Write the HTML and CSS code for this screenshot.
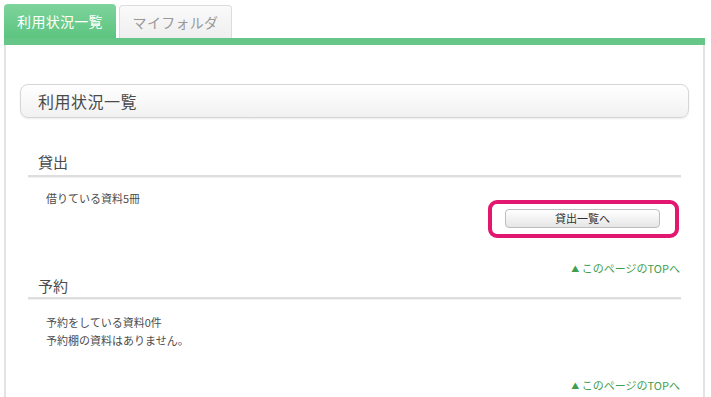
FILE: index.html
```html
<!DOCTYPE html>
<html lang="ja">
<head>
<meta charset="utf-8">
<link rel="stylesheet" href="styles.css">
</head>
<body>
<div class="page">
  <div class="tabs">
    <div class="tab tab-active">利用状況一覧</div>
    <div class="tab tab-idle">マイフォルダ</div>
  </div>
  <div class="tabbar"></div>
  <div class="panel">
    <div class="title-box">利用状況一覧</div>

    <div class="section">
      <h2 class="sec-head sec-head-first">貸出</h2>
      <p class="sec-text first-text">借りている資料5冊</p>
      <div class="btn-row">
        <div class="btn-wrap">
          <button class="btn">貸出一覧へ</button>
          <div class="highlight"></div>
        </div>
      </div>
      <div class="toplink toplink-first"><span class="tri">▲</span> このページのTOPへ</div>
    </div>

    <div class="section">
      <h2 class="sec-head sec-head-second">予約</h2>
      <p class="sec-text second-text">予約をしている資料0件</p>
      <p class="sec-text">予約棚の資料はありません。</p>
      <div class="toplink toplink-second"><span class="tri">▲</span> このページのTOPへ</div>
    </div>
  </div>
</div>
</body>
</html>
```
FILE: styles.css
```css
* { box-sizing: border-box; }
html, body {
  margin: 0;
  padding: 0;
  background: #fff;
  font-family: "Noto Sans CJK JP", "Noto Sans", sans-serif;
  overflow: hidden;
}
.page {
  padding: 4px 6px 0 4px;
  height: 397px;
  display: flex;
  flex-direction: column;
}
.tabs {
  display: flex;
  align-items: flex-end;
  gap: 3px;
  height: 34px;
}
.tab {
  border-radius: 4px 4px 0 0;
  font-size: 14px;
  display: flex;
  align-items: center;
  justify-content: center;
  letter-spacing: 0.3px;
}
.tab-active {
  width: 112px;
  height: 34px;
  background: linear-gradient(#7ed49c, #5cc47f);
  color: #fff;
}
.tab-idle {
  width: 113px;
  height: 33px;
  background: linear-gradient(#fafafa, #efefef);
  border: 1px solid #dcdcdc;
  border-bottom: none;
  color: #999;
}
.tabbar {
  height: 7px;
  background: #66c688;
}
.panel {
  flex: 1;
  border-left: 2px solid #e3e3e3;
  border-right: 2px solid #e3e3e3;
  padding: 39px 14px 0 14px;
}
.title-box {
  height: 34px;
  border: 1px solid #d6d6d6;
  border-radius: 8px;
  background: linear-gradient(#ffffff, #f1f1f1);
  box-shadow: 0 1px 2px rgba(0,0,0,0.08);
  font-size: 16px;
  color: #4a4a4a;
  display: flex;
  align-items: center;
  padding-left: 17px;
  letter-spacing: 0.5px;
}
.section {
  margin: 0 8px;
}
.sec-head {
  margin: 0;
  font-weight: normal;
  font-size: 15px;
  line-height: 16px;
  color: #4a4a4a;
  padding-left: 10px;
  border-bottom: 2px solid #dedede;
  box-shadow: 0 1px 0 #f0f0f0;
}
.sec-head-first {
  margin-top: 36px;
  padding-bottom: 5px;
}
.sec-head-second {
  margin-top: 1px;
  padding-bottom: 3px;
}
.sec-text {
  margin: 0;
  font-size: 11px;
  line-height: 18px;
  color: #4d4d4d;
  padding-left: 18px;
}
.first-text { margin-top: 12px; }
.second-text { margin-top: 14px; }
.btn-row {
  display: flex;
  justify-content: flex-end;
  padding-right: 21px;
  margin-top: 2px;
}
.btn-wrap {
  position: relative;
}
.btn {
  display: block;
  width: 155px;
  height: 19px;
  padding: 0;
  border: 1px solid #bdbdbd;
  border-radius: 4px;
  background: linear-gradient(#ffffff, #e6e6e6);
  font-family: inherit;
  font-size: 11px;
  line-height: 17px;
  color: #333;
}
.highlight {
  position: absolute;
  left: -17px;
  top: -9px;
  right: -19px;
  bottom: -10px;
  border: 4px solid #e2176f;
  border-radius: 9px;
  pointer-events: none;
}
.toplink {
  text-align: right;
  font-size: 11px;
  line-height: 16px;
  color: #3f9f4f;
  padding-right: 1px;
}
.tri {
  font-size: 8px;
  vertical-align: 1px;
}
.toplink-first { margin-top: 32px; }
.toplink-second { margin-top: 28px; }
```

___

Copy the listing over exactly, skipping the pictures it holds.

Write the HTML and CSS code for this screenshot.
FILE: index.html
```html
<!DOCTYPE html>
<html lang="ja">
<head>
<meta charset="utf-8">
<link rel="stylesheet" href="styles.css">
</head>
<body>
<div class="page">
  <div class="tabs">
    <div class="tab tab-active">利用状況一覧</div>
    <div class="tab tab-idle">マイフォルダ</div>
  </div>
  <div class="tabbar"></div>
  <div class="panel">
    <div class="title-box">利用状況一覧</div>

    <div class="section">
      <h2 class="sec-head sec-head-first">貸出</h2>
      <p class="sec-text first-text">借りている資料5冊</p>
      <div class="btn-row">
        <div class="btn-wrap">
          <button class="btn">貸出一覧へ</button>
          <div class="highlight"></div>
        </div>
      </div>
      <div class="toplink toplink-first"><span class="tri">▲</span> このページのTOPへ</div>
    </div>

    <div class="section">
      <h2 class="sec-head sec-head-second">予約</h2>
      <p class="sec-text second-text">予約をしている資料0件</p>
      <p class="sec-text">予約棚の資料はありません。</p>
      <div class="toplink toplink-second"><span class="tri">▲</span> このページのTOPへ</div>
    </div>
  </div>
</div>
</body>
</html>
```
FILE: styles.css
```css
* { box-sizing: border-box; }
html, body {
  margin: 0;
  padding: 0;
  background: #fff;
  font-family: "Noto Sans CJK JP", "Noto Sans", sans-serif;
  overflow: hidden;
}
.page {
  padding: 4px 6px 0 4px;
  height: 397px;
  display: flex;
  flex-direction: column;
}
.tabs {
  display: flex;
  align-items: flex-end;
  gap: 3px;
  height: 34px;
}
.tab {
  border-radius: 4px 4px 0 0;
  font-size: 14px;
  display: flex;
  align-items: center;
  justify-content: center;
  letter-spacing: 0.3px;
}
.tab-active {
  width: 112px;
  height: 34px;
  background: linear-gradient(#7ed49c, #5cc47f);
  color: #fff;
}
.tab-idle {
  width: 113px;
  height: 33px;
  background: linear-gradient(#fafafa, #efefef);
  border: 1px solid #dcdcdc;
  border-bottom: none;
  color: #999;
}
.tabbar {
  height: 7px;
  background: #66c688;
}
.panel {
  flex: 1;
  border-left: 2px solid #e3e3e3;
  border-right: 2px solid #e3e3e3;
  padding: 39px 14px 0 14px;
}
.title-box {
  height: 34px;
  border: 1px solid #d6d6d6;
  border-radius: 8px;
  background: linear-gradient(#ffffff, #f1f1f1);
  box-shadow: 0 1px 2px rgba(0,0,0,0.08);
  font-size: 16px;
  color: #4a4a4a;
  display: flex;
  align-items: center;
  padding-left: 17px;
  letter-spacing: 0.5px;
}
.section {
  margin: 0 8px;
}
.sec-head {
  margin: 0;
  font-weight: normal;
  font-size: 15px;
  line-height: 16px;
  color: #4a4a4a;
  padding-left: 10px;
  border-bottom: 2px solid #dedede;
  box-shadow: 0 1px 0 #f0f0f0;
}
.sec-head-first {
  margin-top: 36px;
  padding-bottom: 5px;
}
.sec-head-second {
  margin-top: 1px;
  padding-bottom: 3px;
}
.sec-text {
  margin: 0;
  font-size: 11px;
  line-height: 18px;
  color: #4d4d4d;
  padding-left: 18px;
}
.first-text { margin-top: 12px; }
.second-text { margin-top: 14px; }
.btn-row {
  display: flex;
  justify-content: flex-end;
  padding-right: 21px;
  margin-top: 2px;
}
.btn-wrap {
  position: relative;
}
.btn {
  display: block;
  width: 155px;
  height: 19px;
  padding: 0;
  border: 1px solid #bdbdbd;
  border-radius: 4px;
  background: linear-gradient(#ffffff, #e6e6e6);
  font-family: inherit;
  font-size: 11px;
  line-height: 17px;
  color: #333;
}
.highlight {
  position: absolute;
  left: -17px;
  top: -9px;
  right: -19px;
  bottom: -10px;
  border: 4px solid #e2176f;
  border-radius: 9px;
  pointer-events: none;
}
.toplink {
  text-align: right;
  font-size: 11px;
  line-height: 16px;
  color: #3f9f4f;
  padding-right: 1px;
}
.tri {
  font-size: 8px;
  vertical-align: 1px;
}
.toplink-first { margin-top: 32px; }
.toplink-second { margin-top: 28px; }
```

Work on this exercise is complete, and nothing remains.